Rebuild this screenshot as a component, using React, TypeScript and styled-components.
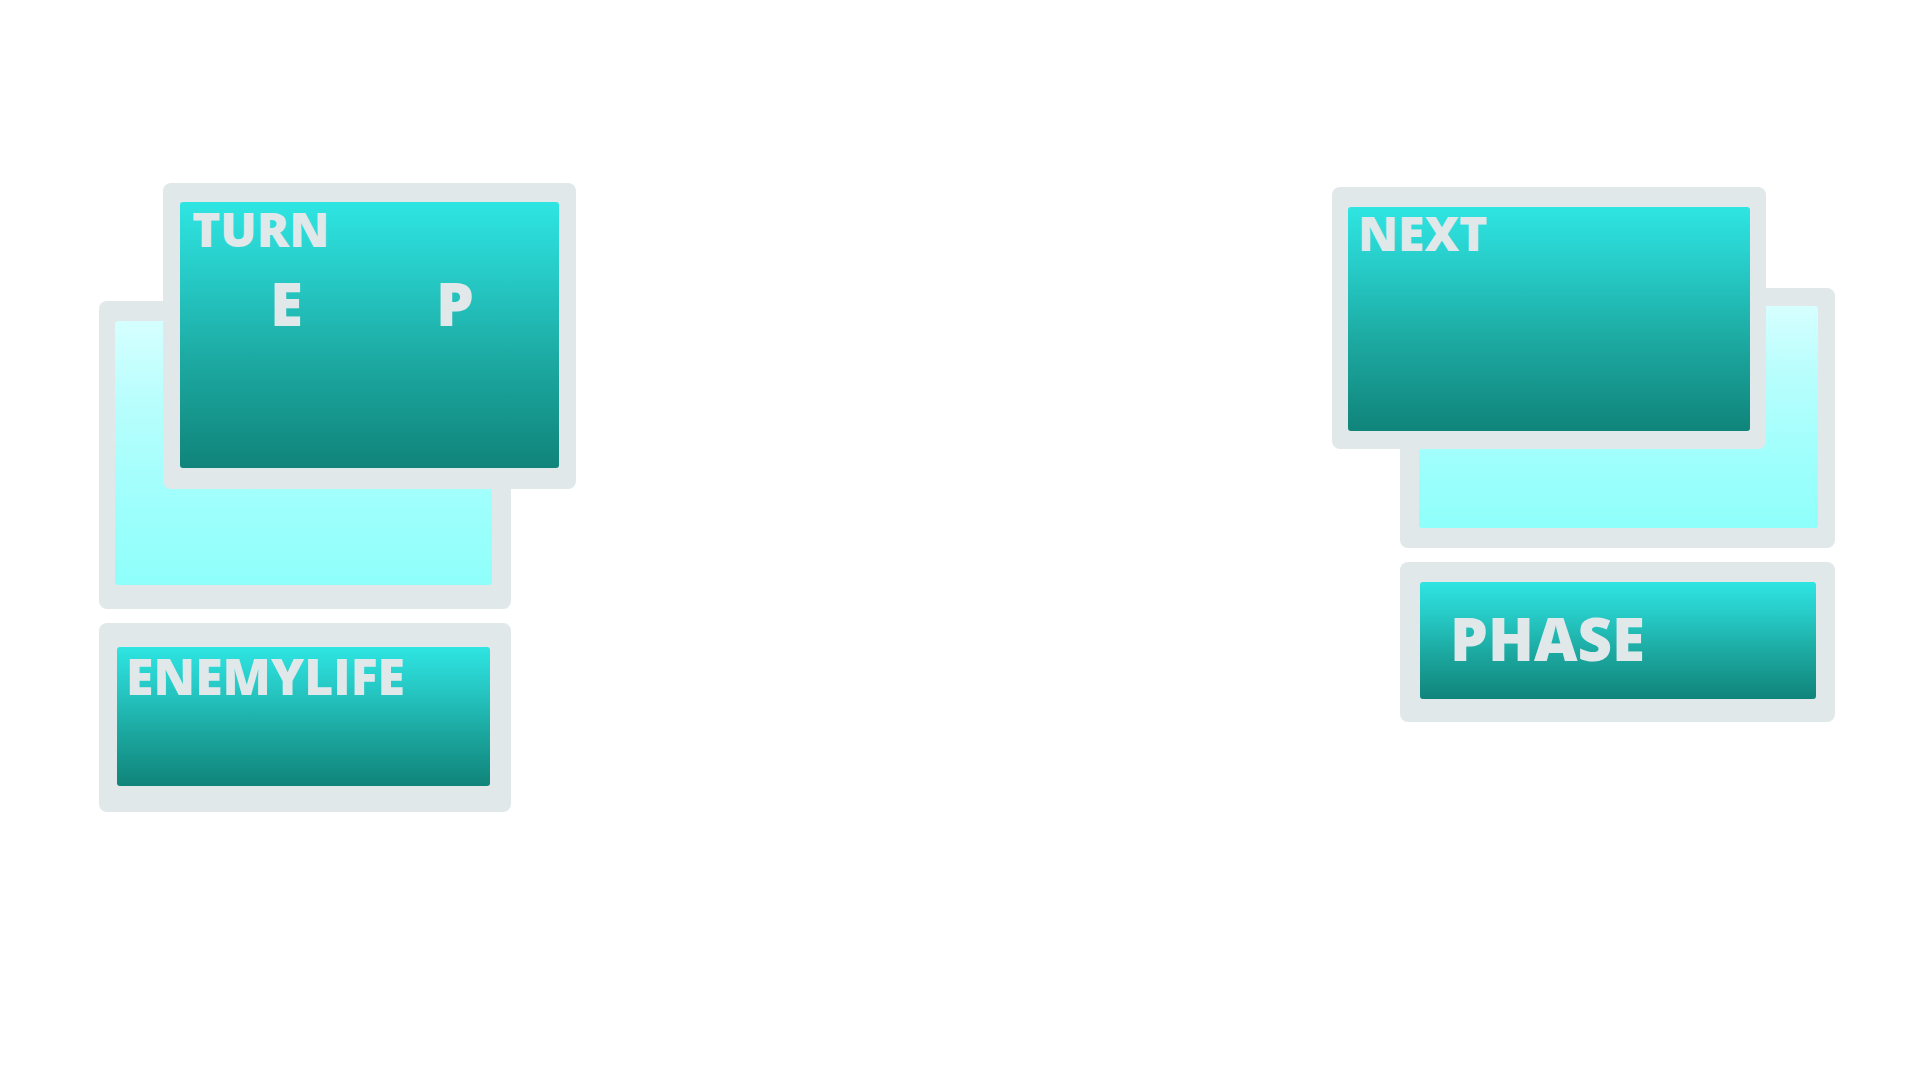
import React from 'react'
import styled, { createGlobalStyle } from 'styled-components'

const GlobalStyle = createGlobalStyle`
  html, body {
    margin: 0;
    padding: 0;
    background: #ffffff;
  }
  body {
    font-family: "Open Sans", "DejaVu Sans", sans-serif;
  }
`

const Screen = styled.div`
  width: 1920px;
  height: 1080px;
  display: flex;
  justify-content: space-between;
  align-items: flex-start;
  box-sizing: border-box;
  padding: 0 85px 0 99px;
  overflow: hidden;
`

const Column = styled.div<{ $top: number }>`
  display: flex;
  flex-direction: column;
  align-items: flex-start;
  gap: 14px;
  margin-top: ${p => p.$top}px;
`

/* two cards laid into the same grid cell, one over the other */
const Stack = styled.div<{ $w: number; $h: number }>`
  display: grid;
  grid-template: 1fr / 1fr;
  width: ${p => p.$w}px;
  height: ${p => p.$h}px;
`

const Frame = styled.div<{
  $w: number
  $h: number
  $front?: boolean
  $alignX: string
  $alignY: string
  $pad: string
}>`
  grid-area: 1 / 1;
  justify-self: ${p => p.$alignX};
  align-self: ${p => p.$alignY};
  z-index: ${p => (p.$front ? 2 : 1)};
  width: ${p => p.$w}px;
  height: ${p => p.$h}px;
  box-sizing: border-box;
  padding: ${p => p.$pad};
  background: #e0e8e9;
  border-radius: 8px;
  display: flex;
`

const Plate = styled.div<{ $w: number; $h: number; $shift?: number; $pad: string }>`
  width: ${p => p.$w}px;
  height: ${p => p.$h}px;
  margin-left: ${p => p.$shift || 0}px;
  box-sizing: border-box;
  padding: ${p => p.$pad};
  background: #e0e8e9;
  border-radius: 8px;
  display: flex;
`

const Display = styled.div<{ $pad: string }>`
  flex: 1;
  min-width: 0;
  border-radius: 3px;
  padding: ${p => p.$pad};
  background: linear-gradient(180deg, #2ee5e2 0%, #26c8c4 30%, #1ca9a1 60%, #10847a 100%);
  display: flex;
  flex-direction: column;
  align-items: flex-start;
`

const Glass = styled.div`
  flex: 1;
  border-radius: 3px;
  background: linear-gradient(180deg, #d6ffff 0%, #b8fefd 30%, #9efffc 70%, #8ffffb 100%);
`

const Label = styled.div<{ $size: number }>`
  font-family: "Open Sans", "DejaVu Sans", sans-serif;
  font-weight: 800;
  font-size: ${p => p.$size}px;
  line-height: 1;
  color: #e0e8ea;
  white-space: nowrap;
`

const SideRow = styled.div`
  display: flex;
  margin: 20px 0 0 78px;
`

const Side = styled.span`
  width: 166px;
  font-family: "Open Sans", "DejaVu Sans", sans-serif;
  font-weight: 800;
  font-size: 60px;
  line-height: 1;
  color: #e0e8ea;
  &:last-child {
    width: auto;
  }
`

export default function App() {
  return (
    <>
      <GlobalStyle />
      <Screen>
        <Column $top={183}>
          <Stack $w={477} $h={426}>
            <Frame $w={412} $h={308} $alignX="start" $alignY="end" $pad="20px 19px 24px 16px">
              <Glass />
            </Frame>
            <Frame $w={413} $h={306} $alignX="end" $alignY="start" $front $pad="19px 17px 21px 17px">
              <Display $pad="3px 12px">
                <Label $size={48}>TURN</Label>
                <SideRow>
                  <Side>E</Side>
                  <Side>P</Side>
                </SideRow>
              </Display>
            </Frame>
          </Stack>
          <Plate $w={412} $h={189} $pad="24px 21px 26px 18px">
            <Display $pad="4px 9px">
              <Label $size={50}>ENEMYLIFE</Label>
            </Display>
          </Plate>
        </Column>

        <Column $top={187}>
          <Stack $w={503} $h={361}>
            <Frame $w={435} $h={260} $alignX="end" $alignY="end" $pad="18px 17px 20px 19px">
              <Glass />
            </Frame>
            <Frame $w={434} $h={262} $alignX="start" $alignY="start" $front $pad="20px 16px 18px 16px">
              <Display $pad="2px 10px">
                <Label $size={48}>NEXT</Label>
              </Display>
            </Frame>
          </Stack>
          <Plate $w={435} $h={160} $shift={68} $pad="20px 19px 23px 20px">
            <Display $pad="26px 30px">
              <Label $size={60}>PHASE</Label>
            </Display>
          </Plate>
        </Column>
      </Screen>
    </>
  )
}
----------
■ Exercise objective
Find the lines above that contain the word "components" and collect them.

■ Result
Rebuild this screenshot as a component, using React, TypeScript and styled-components.
import styled, { createGlobalStyle } from 'styled-components'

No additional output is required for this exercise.